== Work required ==
Every line of the listing must be reproduced as it stands. Leave the images behind.

== Material ==

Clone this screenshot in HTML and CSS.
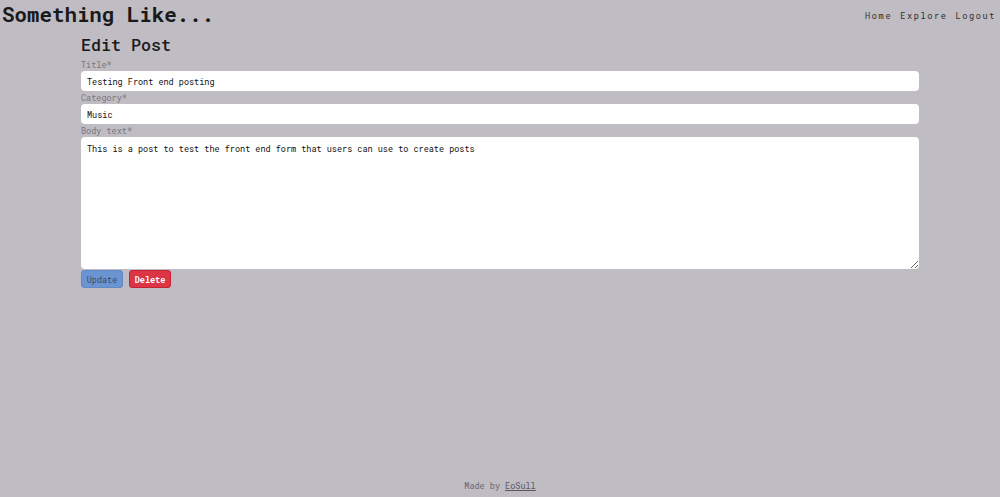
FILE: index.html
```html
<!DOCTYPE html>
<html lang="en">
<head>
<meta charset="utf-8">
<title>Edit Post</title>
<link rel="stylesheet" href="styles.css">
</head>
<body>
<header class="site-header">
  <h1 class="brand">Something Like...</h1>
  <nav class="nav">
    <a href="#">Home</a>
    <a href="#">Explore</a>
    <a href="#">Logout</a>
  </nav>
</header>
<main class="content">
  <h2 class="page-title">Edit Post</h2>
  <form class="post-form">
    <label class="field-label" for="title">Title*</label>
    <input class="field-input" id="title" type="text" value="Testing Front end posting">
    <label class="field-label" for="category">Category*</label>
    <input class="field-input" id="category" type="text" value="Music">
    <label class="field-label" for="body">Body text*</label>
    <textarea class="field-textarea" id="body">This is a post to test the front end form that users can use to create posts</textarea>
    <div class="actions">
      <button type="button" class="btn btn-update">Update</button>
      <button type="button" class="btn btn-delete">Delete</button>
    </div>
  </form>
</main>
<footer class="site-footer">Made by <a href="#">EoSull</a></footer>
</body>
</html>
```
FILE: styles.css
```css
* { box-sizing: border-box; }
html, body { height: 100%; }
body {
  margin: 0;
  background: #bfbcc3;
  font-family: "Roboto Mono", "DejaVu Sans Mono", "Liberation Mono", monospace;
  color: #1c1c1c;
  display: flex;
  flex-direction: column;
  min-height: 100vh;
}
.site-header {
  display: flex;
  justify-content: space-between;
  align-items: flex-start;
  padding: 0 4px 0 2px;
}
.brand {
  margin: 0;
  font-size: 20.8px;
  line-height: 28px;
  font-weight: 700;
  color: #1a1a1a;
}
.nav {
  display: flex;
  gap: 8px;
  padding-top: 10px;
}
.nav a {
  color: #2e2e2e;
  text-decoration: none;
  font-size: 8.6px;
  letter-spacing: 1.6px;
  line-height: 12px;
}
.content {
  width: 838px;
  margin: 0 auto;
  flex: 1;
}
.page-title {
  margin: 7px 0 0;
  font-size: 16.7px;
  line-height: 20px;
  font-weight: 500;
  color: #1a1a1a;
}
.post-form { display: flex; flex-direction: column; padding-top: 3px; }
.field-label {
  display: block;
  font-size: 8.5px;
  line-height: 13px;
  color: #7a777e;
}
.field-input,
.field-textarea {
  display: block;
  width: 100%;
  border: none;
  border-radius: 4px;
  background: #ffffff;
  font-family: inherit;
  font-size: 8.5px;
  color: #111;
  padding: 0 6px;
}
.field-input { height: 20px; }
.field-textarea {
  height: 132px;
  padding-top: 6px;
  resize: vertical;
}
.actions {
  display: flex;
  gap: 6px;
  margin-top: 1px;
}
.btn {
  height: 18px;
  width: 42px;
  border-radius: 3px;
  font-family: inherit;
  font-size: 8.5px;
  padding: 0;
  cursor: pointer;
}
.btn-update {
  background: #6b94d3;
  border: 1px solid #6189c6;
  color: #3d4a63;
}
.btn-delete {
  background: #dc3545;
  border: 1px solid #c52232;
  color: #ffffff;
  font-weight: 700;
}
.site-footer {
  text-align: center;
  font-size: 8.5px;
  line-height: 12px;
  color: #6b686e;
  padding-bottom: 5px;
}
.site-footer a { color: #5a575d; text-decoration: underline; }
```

== Answer to the exercise ==
Clone this screenshot in HTML and CSS.
FILE: index.html
```html
<!DOCTYPE html>
<html lang="en">
<head>
<meta charset="utf-8">
<title>Edit Post</title>
<link rel="stylesheet" href="styles.css">
</head>
<body>
<header class="site-header">
  <h1 class="brand">Something Like...</h1>
  <nav class="nav">
    <a href="#">Home</a>
    <a href="#">Explore</a>
    <a href="#">Logout</a>
  </nav>
</header>
<main class="content">
  <h2 class="page-title">Edit Post</h2>
  <form class="post-form">
    <label class="field-label" for="title">Title*</label>
    <input class="field-input" id="title" type="text" value="Testing Front end posting">
    <label class="field-label" for="category">Category*</label>
    <input class="field-input" id="category" type="text" value="Music">
    <label class="field-label" for="body">Body text*</label>
    <textarea class="field-textarea" id="body">This is a post to test the front end form that users can use to create posts</textarea>
    <div class="actions">
      <button type="button" class="btn btn-update">Update</button>
      <button type="button" class="btn btn-delete">Delete</button>
    </div>
  </form>
</main>
<footer class="site-footer">Made by <a href="#">EoSull</a></footer>
</body>
</html>
```
FILE: styles.css
```css
* { box-sizing: border-box; }
html, body { height: 100%; }
body {
  margin: 0;
  background: #bfbcc3;
  font-family: "Roboto Mono", "DejaVu Sans Mono", "Liberation Mono", monospace;
  color: #1c1c1c;
  display: flex;
  flex-direction: column;
  min-height: 100vh;
}
.site-header {
  display: flex;
  justify-content: space-between;
  align-items: flex-start;
  padding: 0 4px 0 2px;
}
.brand {
  margin: 0;
  font-size: 20.8px;
  line-height: 28px;
  font-weight: 700;
  color: #1a1a1a;
}
.nav {
  display: flex;
  gap: 8px;
  padding-top: 10px;
}
.nav a {
  color: #2e2e2e;
  text-decoration: none;
  font-size: 8.6px;
  letter-spacing: 1.6px;
  line-height: 12px;
}
.content {
  width: 838px;
  margin: 0 auto;
  flex: 1;
}
.page-title {
  margin: 7px 0 0;
  font-size: 16.7px;
  line-height: 20px;
  font-weight: 500;
  color: #1a1a1a;
}
.post-form { display: flex; flex-direction: column; padding-top: 3px; }
.field-label {
  display: block;
  font-size: 8.5px;
  line-height: 13px;
  color: #7a777e;
}
.field-input,
.field-textarea {
  display: block;
  width: 100%;
  border: none;
  border-radius: 4px;
  background: #ffffff;
  font-family: inherit;
  font-size: 8.5px;
  color: #111;
  padding: 0 6px;
}
.field-input { height: 20px; }
.field-textarea {
  height: 132px;
  padding-top: 6px;
  resize: vertical;
}
.actions {
  display: flex;
  gap: 6px;
  margin-top: 1px;
}
.btn {
  height: 18px;
  width: 42px;
  border-radius: 3px;
  font-family: inherit;
  font-size: 8.5px;
  padding: 0;
  cursor: pointer;
}
.btn-update {
  background: #6b94d3;
  border: 1px solid #6189c6;
  color: #3d4a63;
}
.btn-delete {
  background: #dc3545;
  border: 1px solid #c52232;
  color: #ffffff;
  font-weight: 700;
}
.site-footer {
  text-align: center;
  font-size: 8.5px;
  line-height: 12px;
  color: #6b686e;
  padding-bottom: 5px;
}
.site-footer a { color: #5a575d; text-decoration: underline; }
```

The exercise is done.